**Dataset extract:**

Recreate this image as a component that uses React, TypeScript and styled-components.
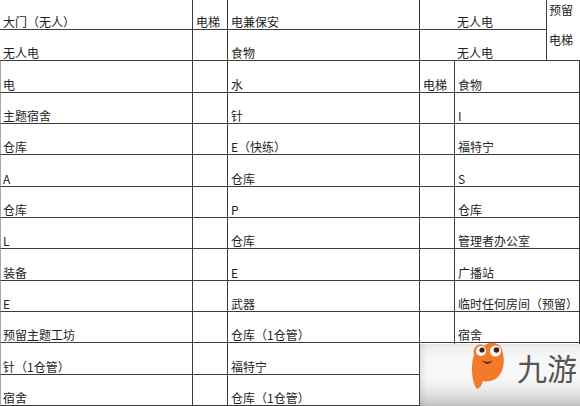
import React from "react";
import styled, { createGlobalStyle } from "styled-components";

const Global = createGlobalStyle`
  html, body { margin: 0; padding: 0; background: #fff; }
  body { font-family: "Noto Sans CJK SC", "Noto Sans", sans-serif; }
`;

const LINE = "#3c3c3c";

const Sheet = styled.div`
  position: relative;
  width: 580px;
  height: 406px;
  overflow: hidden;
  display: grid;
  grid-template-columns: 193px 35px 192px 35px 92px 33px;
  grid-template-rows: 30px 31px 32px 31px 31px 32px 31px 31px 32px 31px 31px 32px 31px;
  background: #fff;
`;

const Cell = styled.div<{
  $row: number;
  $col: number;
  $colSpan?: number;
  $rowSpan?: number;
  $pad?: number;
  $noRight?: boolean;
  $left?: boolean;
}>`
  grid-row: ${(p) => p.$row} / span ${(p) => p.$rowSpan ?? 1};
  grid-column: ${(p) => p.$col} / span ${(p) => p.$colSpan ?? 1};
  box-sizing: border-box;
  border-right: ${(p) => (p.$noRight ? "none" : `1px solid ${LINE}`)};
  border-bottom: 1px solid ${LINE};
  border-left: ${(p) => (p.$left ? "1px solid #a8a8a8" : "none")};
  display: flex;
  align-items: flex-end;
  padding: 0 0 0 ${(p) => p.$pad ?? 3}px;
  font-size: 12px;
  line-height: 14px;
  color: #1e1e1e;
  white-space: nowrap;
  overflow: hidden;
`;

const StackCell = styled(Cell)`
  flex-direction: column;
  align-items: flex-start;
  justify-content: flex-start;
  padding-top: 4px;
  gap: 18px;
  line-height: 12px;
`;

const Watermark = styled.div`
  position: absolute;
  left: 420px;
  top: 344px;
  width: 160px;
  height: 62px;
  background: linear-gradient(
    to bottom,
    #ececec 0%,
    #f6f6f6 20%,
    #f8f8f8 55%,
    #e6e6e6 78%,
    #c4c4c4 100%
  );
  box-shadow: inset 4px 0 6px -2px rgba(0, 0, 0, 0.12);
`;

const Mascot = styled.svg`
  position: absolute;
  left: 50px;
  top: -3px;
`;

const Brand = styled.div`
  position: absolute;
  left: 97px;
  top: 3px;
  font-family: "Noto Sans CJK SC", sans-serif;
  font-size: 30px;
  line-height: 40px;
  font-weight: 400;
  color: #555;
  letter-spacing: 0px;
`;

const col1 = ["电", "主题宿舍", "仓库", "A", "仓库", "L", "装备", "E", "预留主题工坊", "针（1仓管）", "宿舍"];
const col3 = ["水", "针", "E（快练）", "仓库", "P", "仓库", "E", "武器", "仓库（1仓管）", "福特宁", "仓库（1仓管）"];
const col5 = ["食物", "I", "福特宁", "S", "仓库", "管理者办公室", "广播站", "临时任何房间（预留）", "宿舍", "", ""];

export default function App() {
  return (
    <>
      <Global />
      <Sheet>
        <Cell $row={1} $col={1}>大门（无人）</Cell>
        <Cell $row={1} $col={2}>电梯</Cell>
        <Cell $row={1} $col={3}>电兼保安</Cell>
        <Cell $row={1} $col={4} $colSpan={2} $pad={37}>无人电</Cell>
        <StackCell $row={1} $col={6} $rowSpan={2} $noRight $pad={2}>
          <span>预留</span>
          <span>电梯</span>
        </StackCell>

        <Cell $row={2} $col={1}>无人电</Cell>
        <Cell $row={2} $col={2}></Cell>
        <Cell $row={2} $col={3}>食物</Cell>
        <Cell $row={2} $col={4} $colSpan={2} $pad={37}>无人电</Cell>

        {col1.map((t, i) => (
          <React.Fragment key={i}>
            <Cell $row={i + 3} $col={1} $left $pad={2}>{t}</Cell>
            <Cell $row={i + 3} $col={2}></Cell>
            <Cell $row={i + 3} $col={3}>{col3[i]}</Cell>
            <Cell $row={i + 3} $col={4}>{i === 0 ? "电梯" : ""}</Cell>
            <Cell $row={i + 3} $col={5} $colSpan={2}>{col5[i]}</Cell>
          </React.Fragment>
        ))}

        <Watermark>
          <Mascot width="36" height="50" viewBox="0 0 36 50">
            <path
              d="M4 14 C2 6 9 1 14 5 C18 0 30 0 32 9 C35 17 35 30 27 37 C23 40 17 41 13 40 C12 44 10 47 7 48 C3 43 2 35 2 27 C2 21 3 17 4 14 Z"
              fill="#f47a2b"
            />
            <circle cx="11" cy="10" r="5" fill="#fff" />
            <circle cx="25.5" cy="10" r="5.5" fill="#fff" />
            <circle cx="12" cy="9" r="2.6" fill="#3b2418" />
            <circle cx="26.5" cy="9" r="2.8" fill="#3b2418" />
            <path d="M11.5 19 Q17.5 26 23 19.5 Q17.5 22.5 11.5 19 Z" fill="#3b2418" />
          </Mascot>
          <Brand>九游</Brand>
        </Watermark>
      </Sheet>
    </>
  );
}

**Problem details:**
Repeat the data exactly in full, omitting its pictures.

**Result for this exercise:**
Recreate this image as a component that uses React, TypeScript and styled-components.
import React from "react";
import styled, { createGlobalStyle } from "styled-components";

const Global = createGlobalStyle`
  html, body { margin: 0; padding: 0; background: #fff; }
  body { font-family: "Noto Sans CJK SC", "Noto Sans", sans-serif; }
`;

const LINE = "#3c3c3c";

const Sheet = styled.div`
  position: relative;
  width: 580px;
  height: 406px;
  overflow: hidden;
  display: grid;
  grid-template-columns: 193px 35px 192px 35px 92px 33px;
  grid-template-rows: 30px 31px 32px 31px 31px 32px 31px 31px 32px 31px 31px 32px 31px;
  background: #fff;
`;

const Cell = styled.div<{
  $row: number;
  $col: number;
  $colSpan?: number;
  $rowSpan?: number;
  $pad?: number;
  $noRight?: boolean;
  $left?: boolean;
}>`
  grid-row: ${(p) => p.$row} / span ${(p) => p.$rowSpan ?? 1};
  grid-column: ${(p) => p.$col} / span ${(p) => p.$colSpan ?? 1};
  box-sizing: border-box;
  border-right: ${(p) => (p.$noRight ? "none" : `1px solid ${LINE}`)};
  border-bottom: 1px solid ${LINE};
  border-left: ${(p) => (p.$left ? "1px solid #a8a8a8" : "none")};
  display: flex;
  align-items: flex-end;
  padding: 0 0 0 ${(p) => p.$pad ?? 3}px;
  font-size: 12px;
  line-height: 14px;
  color: #1e1e1e;
  white-space: nowrap;
  overflow: hidden;
`;

const StackCell = styled(Cell)`
  flex-direction: column;
  align-items: flex-start;
  justify-content: flex-start;
  padding-top: 4px;
  gap: 18px;
  line-height: 12px;
`;

const Watermark = styled.div`
  position: absolute;
  left: 420px;
  top: 344px;
  width: 160px;
  height: 62px;
  background: linear-gradient(
    to bottom,
    #ececec 0%,
    #f6f6f6 20%,
    #f8f8f8 55%,
    #e6e6e6 78%,
    #c4c4c4 100%
  );
  box-shadow: inset 4px 0 6px -2px rgba(0, 0, 0, 0.12);
`;

const Mascot = styled.svg`
  position: absolute;
  left: 50px;
  top: -3px;
`;

const Brand = styled.div`
  position: absolute;
  left: 97px;
  top: 3px;
  font-family: "Noto Sans CJK SC", sans-serif;
  font-size: 30px;
  line-height: 40px;
  font-weight: 400;
  color: #555;
  letter-spacing: 0px;
`;

const col1 = ["电", "主题宿舍", "仓库", "A", "仓库", "L", "装备", "E", "预留主题工坊", "针（1仓管）", "宿舍"];
const col3 = ["水", "针", "E（快练）", "仓库", "P", "仓库", "E", "武器", "仓库（1仓管）", "福特宁", "仓库（1仓管）"];
const col5 = ["食物", "I", "福特宁", "S", "仓库", "管理者办公室", "广播站", "临时任何房间（预留）", "宿舍", "", ""];

export default function App() {
  return (
    <>
      <Global />
      <Sheet>
        <Cell $row={1} $col={1}>大门（无人）</Cell>
        <Cell $row={1} $col={2}>电梯</Cell>
        <Cell $row={1} $col={3}>电兼保安</Cell>
        <Cell $row={1} $col={4} $colSpan={2} $pad={37}>无人电</Cell>
        <StackCell $row={1} $col={6} $rowSpan={2} $noRight $pad={2}>
          <span>预留</span>
          <span>电梯</span>
        </StackCell>

        <Cell $row={2} $col={1}>无人电</Cell>
        <Cell $row={2} $col={2}></Cell>
        <Cell $row={2} $col={3}>食物</Cell>
        <Cell $row={2} $col={4} $colSpan={2} $pad={37}>无人电</Cell>

        {col1.map((t, i) => (
          <React.Fragment key={i}>
            <Cell $row={i + 3} $col={1} $left $pad={2}>{t}</Cell>
            <Cell $row={i + 3} $col={2}></Cell>
            <Cell $row={i + 3} $col={3}>{col3[i]}</Cell>
            <Cell $row={i + 3} $col={4}>{i === 0 ? "电梯" : ""}</Cell>
            <Cell $row={i + 3} $col={5} $colSpan={2}>{col5[i]}</Cell>
          </React.Fragment>
        ))}

        <Watermark>
          <Mascot width="36" height="50" viewBox="0 0 36 50">
            <path
              d="M4 14 C2 6 9 1 14 5 C18 0 30 0 32 9 C35 17 35 30 27 37 C23 40 17 41 13 40 C12 44 10 47 7 48 C3 43 2 35 2 27 C2 21 3 17 4 14 Z"
              fill="#f47a2b"
            />
            <circle cx="11" cy="10" r="5" fill="#fff" />
            <circle cx="25.5" cy="10" r="5.5" fill="#fff" />
            <circle cx="12" cy="9" r="2.6" fill="#3b2418" />
            <circle cx="26.5" cy="9" r="2.8" fill="#3b2418" />
            <path d="M11.5 19 Q17.5 26 23 19.5 Q17.5 22.5 11.5 19 Z" fill="#3b2418" />
          </Mascot>
          <Brand>九游</Brand>
        </Watermark>
      </Sheet>
    </>
  );
}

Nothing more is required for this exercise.